<<<<
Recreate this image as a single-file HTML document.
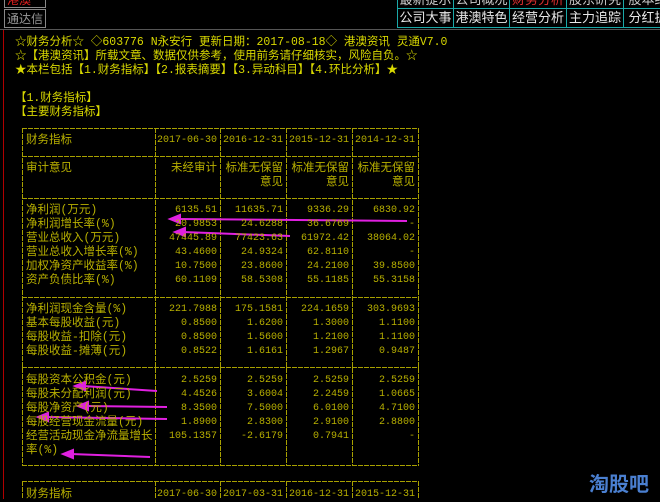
>>>>
<<<<
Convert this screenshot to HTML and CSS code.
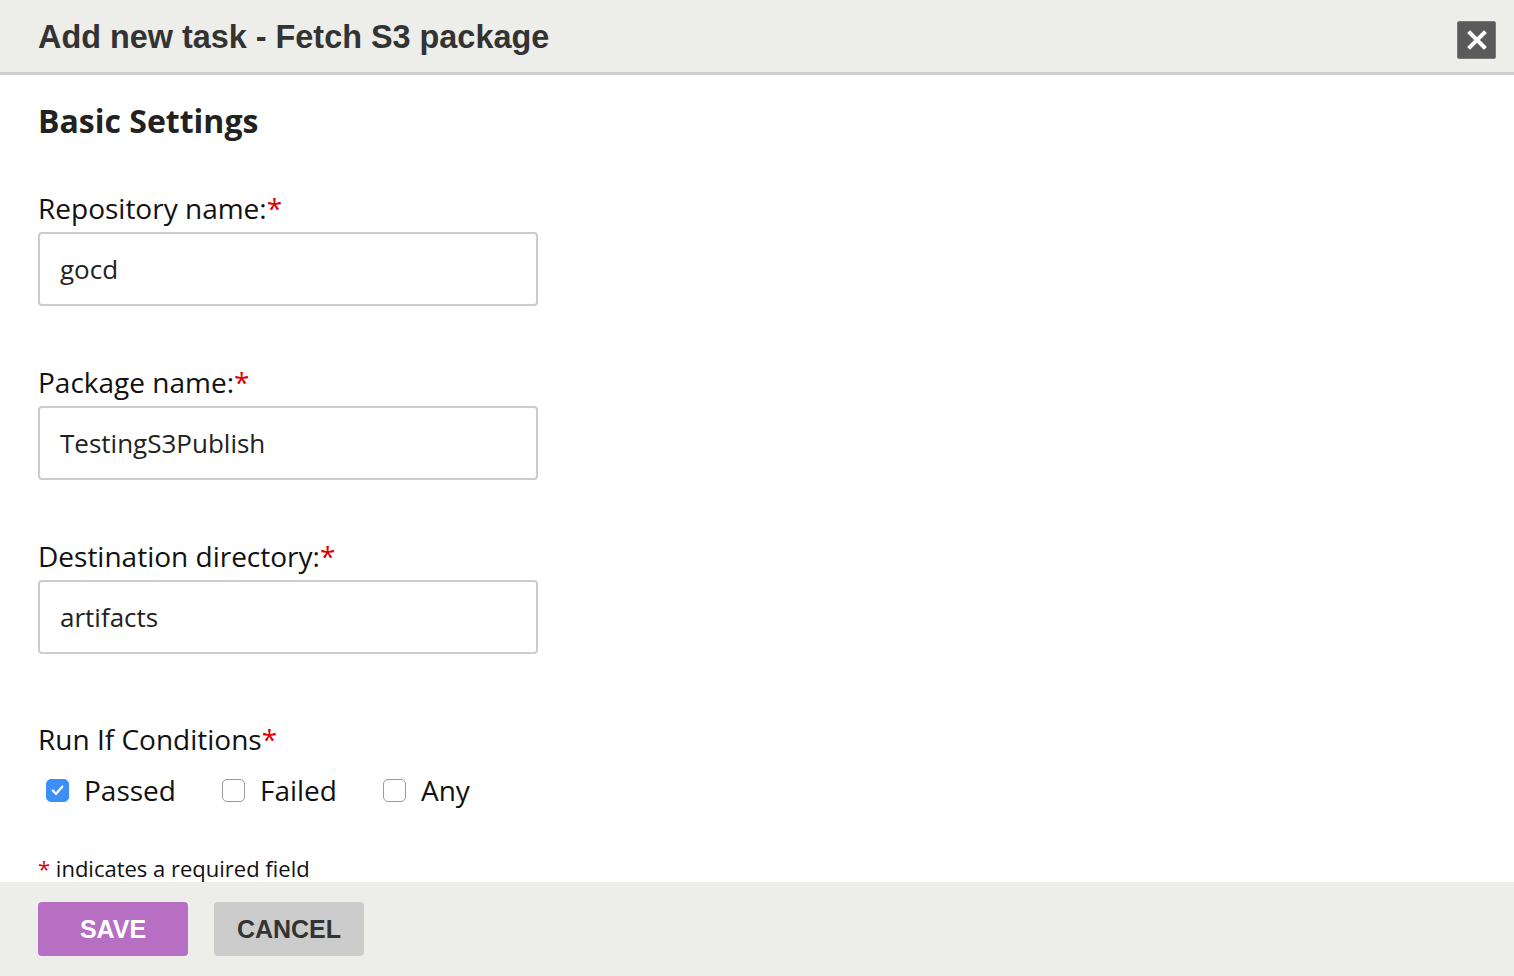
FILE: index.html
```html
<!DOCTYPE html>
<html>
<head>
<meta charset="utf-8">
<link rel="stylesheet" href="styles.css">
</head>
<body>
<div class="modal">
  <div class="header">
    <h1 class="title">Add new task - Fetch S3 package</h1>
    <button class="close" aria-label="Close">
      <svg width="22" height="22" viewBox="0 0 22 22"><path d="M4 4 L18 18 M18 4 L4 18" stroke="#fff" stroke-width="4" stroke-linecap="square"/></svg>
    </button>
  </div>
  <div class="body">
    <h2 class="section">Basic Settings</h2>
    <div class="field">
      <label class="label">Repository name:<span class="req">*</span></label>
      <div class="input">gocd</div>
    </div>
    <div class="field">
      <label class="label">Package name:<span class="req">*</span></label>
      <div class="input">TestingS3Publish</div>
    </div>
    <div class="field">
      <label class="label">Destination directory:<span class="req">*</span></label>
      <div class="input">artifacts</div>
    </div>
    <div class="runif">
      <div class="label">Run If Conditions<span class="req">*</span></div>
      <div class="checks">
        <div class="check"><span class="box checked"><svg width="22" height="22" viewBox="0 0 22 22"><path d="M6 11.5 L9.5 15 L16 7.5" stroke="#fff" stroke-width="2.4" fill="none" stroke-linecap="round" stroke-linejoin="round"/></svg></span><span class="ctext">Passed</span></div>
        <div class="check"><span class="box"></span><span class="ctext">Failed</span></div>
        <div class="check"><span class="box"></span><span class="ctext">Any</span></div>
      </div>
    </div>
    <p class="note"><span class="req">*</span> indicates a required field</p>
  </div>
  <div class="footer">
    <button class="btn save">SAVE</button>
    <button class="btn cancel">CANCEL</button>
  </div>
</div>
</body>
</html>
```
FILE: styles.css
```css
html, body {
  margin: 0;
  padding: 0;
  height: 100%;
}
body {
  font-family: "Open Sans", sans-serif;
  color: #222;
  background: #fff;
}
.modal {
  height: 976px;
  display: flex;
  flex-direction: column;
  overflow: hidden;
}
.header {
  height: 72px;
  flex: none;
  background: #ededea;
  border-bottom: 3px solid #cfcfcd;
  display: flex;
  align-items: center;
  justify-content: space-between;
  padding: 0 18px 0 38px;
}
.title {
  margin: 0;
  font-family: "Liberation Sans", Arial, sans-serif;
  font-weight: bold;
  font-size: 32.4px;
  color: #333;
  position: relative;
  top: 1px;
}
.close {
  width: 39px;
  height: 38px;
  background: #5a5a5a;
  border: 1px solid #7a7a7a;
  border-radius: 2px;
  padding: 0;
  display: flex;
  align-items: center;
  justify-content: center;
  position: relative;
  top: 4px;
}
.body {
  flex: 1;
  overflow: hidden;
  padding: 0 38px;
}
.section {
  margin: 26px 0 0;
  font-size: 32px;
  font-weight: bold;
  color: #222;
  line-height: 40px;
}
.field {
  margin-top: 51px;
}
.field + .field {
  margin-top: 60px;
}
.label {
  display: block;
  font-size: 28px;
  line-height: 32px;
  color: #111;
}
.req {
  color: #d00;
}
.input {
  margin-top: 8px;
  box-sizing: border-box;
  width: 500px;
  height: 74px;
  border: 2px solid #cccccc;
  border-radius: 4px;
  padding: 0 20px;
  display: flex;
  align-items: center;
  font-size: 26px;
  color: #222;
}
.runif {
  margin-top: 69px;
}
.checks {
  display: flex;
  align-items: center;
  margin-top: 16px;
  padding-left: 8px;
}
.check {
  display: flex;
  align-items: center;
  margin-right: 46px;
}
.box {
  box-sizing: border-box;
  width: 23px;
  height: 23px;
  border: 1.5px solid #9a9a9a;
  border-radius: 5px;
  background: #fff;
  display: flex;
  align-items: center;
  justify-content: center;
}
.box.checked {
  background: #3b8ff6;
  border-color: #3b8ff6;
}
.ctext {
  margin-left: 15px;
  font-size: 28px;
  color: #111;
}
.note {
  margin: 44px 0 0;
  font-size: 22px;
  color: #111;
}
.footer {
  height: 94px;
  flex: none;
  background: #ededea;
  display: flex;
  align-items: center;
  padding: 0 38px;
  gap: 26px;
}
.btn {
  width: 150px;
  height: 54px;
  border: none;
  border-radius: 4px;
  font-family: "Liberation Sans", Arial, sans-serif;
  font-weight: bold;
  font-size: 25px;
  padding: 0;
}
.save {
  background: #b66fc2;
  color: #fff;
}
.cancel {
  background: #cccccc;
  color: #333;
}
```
>>>>
<<<<
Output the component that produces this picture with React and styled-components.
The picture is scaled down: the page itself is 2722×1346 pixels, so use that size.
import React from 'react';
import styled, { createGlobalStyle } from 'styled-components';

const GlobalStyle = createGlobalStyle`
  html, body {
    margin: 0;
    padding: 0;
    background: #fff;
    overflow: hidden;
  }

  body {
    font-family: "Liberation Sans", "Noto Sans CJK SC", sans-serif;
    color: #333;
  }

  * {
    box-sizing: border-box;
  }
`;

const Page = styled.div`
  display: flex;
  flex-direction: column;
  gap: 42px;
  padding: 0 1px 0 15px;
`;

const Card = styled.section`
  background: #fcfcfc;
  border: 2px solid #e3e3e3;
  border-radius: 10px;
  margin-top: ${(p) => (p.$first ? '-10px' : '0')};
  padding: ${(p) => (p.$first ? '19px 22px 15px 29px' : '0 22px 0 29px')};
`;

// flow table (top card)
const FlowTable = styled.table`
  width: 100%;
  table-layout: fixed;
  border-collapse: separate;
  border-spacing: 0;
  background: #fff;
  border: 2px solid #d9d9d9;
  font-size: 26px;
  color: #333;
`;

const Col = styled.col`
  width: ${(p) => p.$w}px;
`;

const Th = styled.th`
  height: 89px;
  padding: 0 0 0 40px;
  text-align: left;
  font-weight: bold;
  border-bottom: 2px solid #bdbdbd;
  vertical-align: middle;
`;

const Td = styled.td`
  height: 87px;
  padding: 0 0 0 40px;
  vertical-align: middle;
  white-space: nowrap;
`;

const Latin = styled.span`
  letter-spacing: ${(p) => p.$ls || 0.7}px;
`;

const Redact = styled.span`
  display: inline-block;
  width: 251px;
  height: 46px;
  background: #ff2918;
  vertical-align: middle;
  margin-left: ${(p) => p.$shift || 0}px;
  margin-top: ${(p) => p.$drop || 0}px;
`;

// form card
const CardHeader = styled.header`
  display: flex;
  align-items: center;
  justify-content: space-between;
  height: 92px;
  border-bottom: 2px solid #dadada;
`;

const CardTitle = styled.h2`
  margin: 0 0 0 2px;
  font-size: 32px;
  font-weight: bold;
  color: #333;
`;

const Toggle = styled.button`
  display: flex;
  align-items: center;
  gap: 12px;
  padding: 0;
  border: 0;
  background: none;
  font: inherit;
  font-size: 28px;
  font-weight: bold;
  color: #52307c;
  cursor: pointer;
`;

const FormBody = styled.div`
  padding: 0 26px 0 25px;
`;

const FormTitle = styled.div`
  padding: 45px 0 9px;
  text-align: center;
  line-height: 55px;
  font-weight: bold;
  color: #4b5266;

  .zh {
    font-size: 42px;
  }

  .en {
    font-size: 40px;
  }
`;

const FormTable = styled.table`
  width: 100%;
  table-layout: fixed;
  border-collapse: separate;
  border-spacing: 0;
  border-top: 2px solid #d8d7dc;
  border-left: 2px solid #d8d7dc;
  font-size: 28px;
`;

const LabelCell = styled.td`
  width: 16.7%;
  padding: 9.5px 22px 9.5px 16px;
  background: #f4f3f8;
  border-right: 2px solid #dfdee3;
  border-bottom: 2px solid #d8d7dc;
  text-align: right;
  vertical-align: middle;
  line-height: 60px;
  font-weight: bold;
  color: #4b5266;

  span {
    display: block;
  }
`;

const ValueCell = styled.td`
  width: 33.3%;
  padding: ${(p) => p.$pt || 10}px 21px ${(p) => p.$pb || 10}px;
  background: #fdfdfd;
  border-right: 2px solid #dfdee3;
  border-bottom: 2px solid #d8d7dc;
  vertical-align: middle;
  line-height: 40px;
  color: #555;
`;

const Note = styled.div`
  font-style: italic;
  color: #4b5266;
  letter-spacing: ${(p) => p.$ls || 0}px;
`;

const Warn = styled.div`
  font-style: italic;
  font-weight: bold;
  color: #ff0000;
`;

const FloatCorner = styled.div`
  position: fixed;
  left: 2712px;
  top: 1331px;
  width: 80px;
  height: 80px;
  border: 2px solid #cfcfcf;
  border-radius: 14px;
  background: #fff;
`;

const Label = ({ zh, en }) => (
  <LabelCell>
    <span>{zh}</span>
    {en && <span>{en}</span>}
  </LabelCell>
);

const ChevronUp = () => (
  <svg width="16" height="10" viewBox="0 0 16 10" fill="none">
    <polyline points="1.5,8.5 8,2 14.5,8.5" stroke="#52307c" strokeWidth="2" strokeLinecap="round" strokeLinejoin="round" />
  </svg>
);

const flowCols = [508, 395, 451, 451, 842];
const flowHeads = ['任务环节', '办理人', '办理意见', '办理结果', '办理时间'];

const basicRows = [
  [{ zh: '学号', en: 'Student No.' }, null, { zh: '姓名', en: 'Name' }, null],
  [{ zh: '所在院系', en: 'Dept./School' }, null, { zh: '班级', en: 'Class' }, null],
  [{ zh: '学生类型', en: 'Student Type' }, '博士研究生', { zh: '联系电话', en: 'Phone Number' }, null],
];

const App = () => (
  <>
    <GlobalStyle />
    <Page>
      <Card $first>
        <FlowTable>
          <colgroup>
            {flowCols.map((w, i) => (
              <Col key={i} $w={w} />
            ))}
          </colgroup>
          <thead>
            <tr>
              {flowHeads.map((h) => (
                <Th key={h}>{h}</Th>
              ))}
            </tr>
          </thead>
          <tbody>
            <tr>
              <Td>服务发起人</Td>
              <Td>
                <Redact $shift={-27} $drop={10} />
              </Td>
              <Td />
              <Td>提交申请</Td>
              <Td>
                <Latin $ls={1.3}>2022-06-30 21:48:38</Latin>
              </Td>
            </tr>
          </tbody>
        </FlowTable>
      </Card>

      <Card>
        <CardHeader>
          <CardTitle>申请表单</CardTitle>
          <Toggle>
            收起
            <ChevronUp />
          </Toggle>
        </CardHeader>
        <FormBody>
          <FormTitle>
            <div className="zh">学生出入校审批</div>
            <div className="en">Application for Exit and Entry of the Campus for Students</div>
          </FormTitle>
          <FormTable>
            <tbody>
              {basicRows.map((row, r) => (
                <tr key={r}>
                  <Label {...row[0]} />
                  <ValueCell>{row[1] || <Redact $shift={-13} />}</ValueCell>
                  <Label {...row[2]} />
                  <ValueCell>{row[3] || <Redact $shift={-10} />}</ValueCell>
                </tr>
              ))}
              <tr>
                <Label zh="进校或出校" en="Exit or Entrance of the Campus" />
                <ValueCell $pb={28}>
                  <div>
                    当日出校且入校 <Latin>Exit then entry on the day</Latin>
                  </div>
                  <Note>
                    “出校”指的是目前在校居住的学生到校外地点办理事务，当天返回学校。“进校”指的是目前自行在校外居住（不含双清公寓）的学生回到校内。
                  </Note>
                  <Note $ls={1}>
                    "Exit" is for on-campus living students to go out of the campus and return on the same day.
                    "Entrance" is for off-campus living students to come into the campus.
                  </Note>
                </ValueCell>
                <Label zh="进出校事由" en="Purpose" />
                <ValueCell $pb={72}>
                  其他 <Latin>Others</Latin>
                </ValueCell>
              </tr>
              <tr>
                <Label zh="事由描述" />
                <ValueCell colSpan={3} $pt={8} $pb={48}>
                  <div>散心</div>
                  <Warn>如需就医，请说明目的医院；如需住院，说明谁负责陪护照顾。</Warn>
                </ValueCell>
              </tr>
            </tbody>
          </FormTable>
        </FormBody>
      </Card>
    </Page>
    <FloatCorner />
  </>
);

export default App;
>>>>
[PROMPT] Select the lines in this material that hold the word "React", leaving none out.

[SOLVED EXERCISE]
Output the component that produces this picture with React and styled-components.
import React from 'react';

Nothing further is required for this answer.